- _Given data_:
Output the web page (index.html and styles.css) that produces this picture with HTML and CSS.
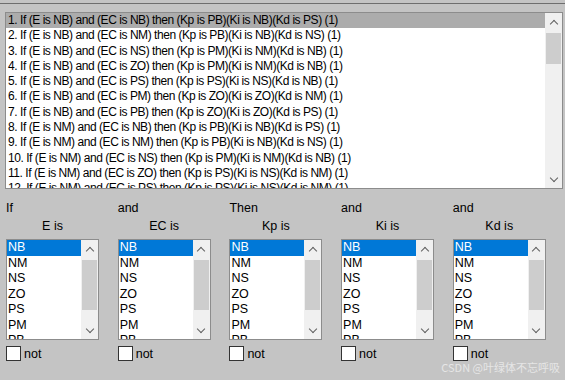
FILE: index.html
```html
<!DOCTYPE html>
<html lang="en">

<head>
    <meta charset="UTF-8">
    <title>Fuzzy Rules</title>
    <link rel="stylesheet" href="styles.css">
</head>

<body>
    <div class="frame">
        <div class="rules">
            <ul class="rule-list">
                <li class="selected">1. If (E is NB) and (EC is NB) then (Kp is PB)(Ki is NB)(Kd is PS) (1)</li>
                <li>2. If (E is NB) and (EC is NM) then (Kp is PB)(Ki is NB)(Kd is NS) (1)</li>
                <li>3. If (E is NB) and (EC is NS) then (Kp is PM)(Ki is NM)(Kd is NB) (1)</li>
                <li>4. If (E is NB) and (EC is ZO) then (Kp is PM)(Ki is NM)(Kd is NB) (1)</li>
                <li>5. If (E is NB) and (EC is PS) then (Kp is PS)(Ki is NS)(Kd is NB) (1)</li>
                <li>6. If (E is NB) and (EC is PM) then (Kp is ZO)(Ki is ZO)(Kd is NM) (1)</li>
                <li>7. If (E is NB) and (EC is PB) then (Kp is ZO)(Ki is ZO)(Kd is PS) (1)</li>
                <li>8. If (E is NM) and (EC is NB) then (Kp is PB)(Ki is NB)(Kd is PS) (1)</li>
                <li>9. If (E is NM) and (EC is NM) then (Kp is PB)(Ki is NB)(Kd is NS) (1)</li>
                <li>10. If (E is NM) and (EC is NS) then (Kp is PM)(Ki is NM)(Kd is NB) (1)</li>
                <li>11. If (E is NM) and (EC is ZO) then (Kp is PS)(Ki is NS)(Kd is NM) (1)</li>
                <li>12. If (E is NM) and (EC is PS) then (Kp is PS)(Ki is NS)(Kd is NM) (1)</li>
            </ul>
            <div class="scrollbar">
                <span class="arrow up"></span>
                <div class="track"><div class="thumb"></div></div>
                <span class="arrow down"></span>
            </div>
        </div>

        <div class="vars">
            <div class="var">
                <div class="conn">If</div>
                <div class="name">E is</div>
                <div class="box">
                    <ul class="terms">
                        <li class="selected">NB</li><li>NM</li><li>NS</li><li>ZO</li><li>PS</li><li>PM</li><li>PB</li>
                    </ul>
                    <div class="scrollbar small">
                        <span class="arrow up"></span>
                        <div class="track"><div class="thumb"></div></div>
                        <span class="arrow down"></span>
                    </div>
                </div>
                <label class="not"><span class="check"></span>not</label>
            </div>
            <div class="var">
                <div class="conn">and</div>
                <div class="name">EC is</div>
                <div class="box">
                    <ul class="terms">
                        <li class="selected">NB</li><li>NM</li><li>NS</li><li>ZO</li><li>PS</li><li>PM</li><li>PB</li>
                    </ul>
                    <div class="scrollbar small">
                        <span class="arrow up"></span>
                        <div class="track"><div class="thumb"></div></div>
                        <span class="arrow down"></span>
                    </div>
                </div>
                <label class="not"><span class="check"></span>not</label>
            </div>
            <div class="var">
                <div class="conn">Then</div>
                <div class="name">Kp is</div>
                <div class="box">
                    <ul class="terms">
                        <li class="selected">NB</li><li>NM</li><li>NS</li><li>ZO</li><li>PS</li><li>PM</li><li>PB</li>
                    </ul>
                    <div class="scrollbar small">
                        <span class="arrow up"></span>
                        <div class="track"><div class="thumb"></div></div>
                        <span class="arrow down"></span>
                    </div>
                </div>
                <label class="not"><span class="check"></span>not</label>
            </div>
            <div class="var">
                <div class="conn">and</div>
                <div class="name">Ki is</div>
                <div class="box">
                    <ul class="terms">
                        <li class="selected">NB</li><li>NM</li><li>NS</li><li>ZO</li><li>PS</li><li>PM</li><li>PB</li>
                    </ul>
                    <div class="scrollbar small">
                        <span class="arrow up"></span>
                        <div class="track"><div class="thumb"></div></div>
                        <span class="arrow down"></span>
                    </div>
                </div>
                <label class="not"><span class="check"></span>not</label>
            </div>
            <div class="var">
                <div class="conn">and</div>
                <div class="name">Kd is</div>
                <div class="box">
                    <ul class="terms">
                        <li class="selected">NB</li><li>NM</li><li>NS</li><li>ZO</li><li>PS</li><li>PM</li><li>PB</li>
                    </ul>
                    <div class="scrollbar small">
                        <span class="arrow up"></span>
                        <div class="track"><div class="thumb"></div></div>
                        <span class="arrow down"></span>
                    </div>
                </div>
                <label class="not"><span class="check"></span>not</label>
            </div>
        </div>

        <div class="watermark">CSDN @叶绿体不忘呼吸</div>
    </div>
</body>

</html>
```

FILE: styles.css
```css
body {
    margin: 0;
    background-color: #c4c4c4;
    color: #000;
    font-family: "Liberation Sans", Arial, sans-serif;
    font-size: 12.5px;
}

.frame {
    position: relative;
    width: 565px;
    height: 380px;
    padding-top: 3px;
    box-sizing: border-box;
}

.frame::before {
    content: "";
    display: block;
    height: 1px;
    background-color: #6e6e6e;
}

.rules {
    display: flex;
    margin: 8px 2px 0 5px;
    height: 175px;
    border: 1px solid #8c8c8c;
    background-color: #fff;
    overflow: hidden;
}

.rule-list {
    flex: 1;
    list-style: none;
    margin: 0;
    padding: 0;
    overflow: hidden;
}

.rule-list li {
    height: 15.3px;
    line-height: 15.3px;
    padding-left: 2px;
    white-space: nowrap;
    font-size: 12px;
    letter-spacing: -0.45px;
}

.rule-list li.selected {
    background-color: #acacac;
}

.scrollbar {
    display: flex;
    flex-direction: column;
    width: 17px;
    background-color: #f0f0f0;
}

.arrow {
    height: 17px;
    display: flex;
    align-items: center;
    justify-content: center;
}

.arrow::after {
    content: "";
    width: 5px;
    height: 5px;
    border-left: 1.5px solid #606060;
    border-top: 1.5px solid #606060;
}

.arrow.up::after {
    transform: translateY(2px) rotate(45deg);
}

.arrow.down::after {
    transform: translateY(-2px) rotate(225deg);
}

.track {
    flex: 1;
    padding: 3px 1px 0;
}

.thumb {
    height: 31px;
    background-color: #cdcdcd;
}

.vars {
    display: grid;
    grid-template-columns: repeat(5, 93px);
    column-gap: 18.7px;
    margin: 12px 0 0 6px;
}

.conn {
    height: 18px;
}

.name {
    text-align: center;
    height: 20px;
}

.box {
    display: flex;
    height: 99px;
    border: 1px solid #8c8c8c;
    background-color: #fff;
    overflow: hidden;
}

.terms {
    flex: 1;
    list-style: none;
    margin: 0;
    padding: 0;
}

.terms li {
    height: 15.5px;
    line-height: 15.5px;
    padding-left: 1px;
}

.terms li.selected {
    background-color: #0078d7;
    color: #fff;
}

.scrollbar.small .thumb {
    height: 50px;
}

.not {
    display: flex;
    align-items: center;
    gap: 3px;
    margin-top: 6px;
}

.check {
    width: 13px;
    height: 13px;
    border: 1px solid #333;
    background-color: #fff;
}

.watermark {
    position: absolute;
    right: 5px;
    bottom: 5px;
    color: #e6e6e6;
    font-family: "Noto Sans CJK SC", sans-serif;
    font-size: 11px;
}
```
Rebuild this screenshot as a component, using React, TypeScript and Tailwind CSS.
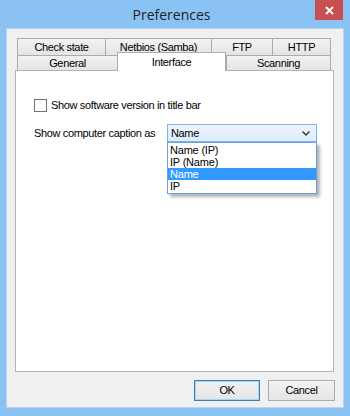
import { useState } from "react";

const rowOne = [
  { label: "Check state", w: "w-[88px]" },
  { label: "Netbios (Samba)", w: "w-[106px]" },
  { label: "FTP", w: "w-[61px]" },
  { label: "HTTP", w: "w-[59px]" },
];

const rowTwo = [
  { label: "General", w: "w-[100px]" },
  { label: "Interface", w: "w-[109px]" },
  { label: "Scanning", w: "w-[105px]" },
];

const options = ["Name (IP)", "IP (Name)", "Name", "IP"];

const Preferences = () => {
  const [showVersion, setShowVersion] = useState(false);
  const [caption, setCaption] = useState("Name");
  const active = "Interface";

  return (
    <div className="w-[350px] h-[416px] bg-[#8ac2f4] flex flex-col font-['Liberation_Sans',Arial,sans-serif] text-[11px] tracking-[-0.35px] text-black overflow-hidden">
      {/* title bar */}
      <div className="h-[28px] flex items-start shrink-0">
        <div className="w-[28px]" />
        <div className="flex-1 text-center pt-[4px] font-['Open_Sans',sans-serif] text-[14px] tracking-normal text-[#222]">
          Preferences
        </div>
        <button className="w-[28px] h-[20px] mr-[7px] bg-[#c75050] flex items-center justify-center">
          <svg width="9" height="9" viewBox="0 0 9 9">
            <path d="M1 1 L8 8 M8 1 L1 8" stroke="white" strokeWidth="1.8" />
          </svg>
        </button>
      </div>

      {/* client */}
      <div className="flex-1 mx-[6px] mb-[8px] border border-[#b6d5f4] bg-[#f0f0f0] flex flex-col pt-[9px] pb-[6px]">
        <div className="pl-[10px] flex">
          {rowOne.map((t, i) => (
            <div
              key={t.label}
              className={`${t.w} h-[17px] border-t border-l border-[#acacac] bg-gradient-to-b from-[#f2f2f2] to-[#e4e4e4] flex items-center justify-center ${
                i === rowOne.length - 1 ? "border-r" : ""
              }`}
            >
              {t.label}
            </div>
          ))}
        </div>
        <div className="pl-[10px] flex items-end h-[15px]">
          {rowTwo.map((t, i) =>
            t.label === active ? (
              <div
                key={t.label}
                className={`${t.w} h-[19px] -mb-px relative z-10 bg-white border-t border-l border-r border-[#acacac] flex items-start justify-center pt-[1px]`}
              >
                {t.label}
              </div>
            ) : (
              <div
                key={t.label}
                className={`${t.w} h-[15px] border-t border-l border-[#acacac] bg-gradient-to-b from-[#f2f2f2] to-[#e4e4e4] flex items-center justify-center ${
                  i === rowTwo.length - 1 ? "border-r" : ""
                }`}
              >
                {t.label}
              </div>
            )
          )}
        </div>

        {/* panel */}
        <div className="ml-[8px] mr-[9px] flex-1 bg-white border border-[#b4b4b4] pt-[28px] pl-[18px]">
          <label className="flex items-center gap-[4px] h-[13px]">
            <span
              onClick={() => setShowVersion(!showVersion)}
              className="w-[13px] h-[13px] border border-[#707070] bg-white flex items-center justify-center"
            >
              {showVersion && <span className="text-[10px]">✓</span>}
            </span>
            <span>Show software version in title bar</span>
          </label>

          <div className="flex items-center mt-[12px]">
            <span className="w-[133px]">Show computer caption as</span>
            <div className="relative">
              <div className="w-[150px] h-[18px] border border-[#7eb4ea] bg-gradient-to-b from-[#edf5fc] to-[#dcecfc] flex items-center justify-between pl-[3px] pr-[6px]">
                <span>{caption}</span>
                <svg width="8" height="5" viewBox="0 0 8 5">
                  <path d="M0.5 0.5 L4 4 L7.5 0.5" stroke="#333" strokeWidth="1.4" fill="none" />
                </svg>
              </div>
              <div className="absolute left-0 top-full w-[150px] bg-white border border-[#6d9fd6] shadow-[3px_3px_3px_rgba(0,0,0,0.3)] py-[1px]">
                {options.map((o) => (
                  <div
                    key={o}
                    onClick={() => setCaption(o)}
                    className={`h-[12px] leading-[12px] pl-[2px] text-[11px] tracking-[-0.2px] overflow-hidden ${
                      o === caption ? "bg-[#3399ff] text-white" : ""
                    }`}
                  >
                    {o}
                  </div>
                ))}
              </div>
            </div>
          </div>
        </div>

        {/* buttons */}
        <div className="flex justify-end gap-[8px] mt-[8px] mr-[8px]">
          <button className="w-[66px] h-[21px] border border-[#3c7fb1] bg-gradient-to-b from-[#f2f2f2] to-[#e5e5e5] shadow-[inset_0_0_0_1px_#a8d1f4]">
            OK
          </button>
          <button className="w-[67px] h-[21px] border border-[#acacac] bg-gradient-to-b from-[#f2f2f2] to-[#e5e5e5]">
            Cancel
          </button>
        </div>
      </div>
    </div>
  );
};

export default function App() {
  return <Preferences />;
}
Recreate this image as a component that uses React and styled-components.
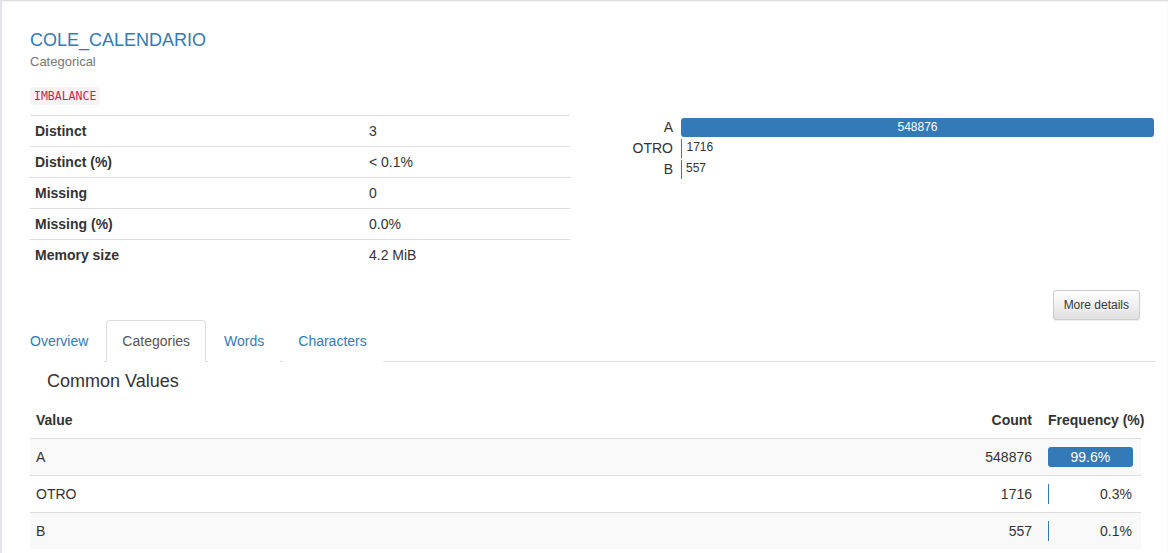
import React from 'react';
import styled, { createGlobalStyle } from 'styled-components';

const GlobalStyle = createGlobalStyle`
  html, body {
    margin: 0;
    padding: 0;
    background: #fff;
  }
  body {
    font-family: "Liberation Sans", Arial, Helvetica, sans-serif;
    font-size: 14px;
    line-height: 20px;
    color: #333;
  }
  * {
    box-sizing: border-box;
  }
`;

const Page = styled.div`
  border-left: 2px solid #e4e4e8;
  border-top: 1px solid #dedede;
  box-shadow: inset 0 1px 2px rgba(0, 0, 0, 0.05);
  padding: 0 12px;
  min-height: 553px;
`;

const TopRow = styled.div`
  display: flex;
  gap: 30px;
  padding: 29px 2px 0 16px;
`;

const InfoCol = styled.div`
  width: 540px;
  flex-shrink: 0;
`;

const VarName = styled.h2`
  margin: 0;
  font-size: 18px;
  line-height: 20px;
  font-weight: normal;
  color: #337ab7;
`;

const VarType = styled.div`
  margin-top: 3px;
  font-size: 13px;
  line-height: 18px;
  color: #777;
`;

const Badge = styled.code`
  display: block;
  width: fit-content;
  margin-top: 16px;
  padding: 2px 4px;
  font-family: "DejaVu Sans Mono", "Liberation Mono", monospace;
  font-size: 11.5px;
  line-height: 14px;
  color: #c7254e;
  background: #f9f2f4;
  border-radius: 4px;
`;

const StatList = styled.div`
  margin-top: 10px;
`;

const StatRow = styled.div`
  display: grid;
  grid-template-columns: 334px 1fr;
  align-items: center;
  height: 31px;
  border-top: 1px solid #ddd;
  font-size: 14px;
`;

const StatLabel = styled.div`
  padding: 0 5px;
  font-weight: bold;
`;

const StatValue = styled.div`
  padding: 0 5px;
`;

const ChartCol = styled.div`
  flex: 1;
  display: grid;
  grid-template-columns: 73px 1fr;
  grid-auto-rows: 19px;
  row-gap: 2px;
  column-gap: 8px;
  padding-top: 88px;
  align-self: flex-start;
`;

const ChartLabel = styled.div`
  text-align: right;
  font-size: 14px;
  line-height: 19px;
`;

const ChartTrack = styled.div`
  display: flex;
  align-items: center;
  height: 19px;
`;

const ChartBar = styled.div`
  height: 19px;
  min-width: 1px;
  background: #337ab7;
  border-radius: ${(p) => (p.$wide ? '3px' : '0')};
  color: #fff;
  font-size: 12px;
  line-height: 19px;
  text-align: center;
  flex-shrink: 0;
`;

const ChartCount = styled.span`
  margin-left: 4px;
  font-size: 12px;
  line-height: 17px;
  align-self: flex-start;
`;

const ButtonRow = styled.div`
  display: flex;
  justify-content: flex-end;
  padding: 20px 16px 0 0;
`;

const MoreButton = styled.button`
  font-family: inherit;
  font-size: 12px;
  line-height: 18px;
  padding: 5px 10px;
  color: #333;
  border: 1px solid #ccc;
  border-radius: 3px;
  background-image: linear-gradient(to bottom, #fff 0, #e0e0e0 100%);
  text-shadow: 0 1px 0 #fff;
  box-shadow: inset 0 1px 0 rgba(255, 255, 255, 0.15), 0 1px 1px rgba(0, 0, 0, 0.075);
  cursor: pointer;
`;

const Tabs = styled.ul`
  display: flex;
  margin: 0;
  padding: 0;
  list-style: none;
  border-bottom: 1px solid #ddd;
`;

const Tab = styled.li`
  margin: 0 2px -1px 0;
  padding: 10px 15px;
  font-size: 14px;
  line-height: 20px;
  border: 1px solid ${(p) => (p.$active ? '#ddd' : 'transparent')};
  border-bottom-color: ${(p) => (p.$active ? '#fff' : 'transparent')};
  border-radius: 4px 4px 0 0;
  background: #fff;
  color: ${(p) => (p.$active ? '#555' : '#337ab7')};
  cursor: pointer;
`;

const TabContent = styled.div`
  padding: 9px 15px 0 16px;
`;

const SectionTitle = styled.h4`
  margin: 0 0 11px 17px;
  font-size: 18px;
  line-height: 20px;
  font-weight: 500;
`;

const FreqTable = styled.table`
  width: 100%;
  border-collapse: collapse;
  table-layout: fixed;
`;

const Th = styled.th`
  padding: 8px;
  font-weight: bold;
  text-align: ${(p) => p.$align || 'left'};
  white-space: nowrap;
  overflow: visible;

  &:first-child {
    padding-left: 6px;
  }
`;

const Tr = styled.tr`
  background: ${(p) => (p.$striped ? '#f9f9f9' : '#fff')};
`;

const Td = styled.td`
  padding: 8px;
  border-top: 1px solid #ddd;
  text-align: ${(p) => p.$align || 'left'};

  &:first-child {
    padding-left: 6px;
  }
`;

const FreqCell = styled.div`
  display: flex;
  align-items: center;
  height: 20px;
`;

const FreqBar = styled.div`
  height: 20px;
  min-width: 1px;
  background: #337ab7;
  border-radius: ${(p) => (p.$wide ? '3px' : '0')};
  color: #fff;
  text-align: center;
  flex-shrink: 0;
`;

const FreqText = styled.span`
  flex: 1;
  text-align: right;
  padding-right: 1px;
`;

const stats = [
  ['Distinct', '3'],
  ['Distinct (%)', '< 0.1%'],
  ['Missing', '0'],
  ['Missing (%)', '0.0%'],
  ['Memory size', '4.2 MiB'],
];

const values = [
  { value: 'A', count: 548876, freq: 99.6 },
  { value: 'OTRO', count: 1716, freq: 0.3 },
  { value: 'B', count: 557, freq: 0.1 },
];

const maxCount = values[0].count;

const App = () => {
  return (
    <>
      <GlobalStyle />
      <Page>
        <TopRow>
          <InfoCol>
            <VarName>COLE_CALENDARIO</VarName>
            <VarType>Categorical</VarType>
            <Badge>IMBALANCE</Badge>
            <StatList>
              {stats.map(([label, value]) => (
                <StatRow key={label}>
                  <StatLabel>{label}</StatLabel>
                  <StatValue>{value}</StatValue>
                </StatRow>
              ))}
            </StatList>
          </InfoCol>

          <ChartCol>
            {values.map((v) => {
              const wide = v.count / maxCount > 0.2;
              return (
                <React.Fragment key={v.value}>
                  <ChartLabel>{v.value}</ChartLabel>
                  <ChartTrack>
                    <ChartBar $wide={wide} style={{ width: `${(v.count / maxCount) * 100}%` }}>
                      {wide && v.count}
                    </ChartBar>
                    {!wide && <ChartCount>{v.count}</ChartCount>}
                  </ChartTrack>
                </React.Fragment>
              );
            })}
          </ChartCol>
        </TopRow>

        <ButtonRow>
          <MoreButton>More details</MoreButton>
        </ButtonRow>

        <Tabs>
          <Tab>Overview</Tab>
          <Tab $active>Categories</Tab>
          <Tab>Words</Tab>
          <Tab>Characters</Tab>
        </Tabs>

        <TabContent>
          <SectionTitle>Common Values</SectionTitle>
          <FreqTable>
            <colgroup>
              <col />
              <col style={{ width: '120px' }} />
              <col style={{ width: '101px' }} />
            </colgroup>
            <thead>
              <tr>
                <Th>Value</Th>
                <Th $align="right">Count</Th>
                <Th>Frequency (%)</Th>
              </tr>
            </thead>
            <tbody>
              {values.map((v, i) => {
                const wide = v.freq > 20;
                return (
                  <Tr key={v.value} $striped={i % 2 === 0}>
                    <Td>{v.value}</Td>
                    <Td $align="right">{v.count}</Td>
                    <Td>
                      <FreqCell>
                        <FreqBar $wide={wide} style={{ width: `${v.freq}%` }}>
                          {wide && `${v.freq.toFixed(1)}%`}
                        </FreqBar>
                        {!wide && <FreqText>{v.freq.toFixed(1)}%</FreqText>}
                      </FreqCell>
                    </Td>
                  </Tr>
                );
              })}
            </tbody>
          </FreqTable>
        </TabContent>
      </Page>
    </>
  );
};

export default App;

- _Challenge_:
Return each line of the data that contains the string "components".

- _Exercise result_:
Recreate this image as a component that uses React and styled-components.
import styled, { createGlobalStyle } from 'styled-components';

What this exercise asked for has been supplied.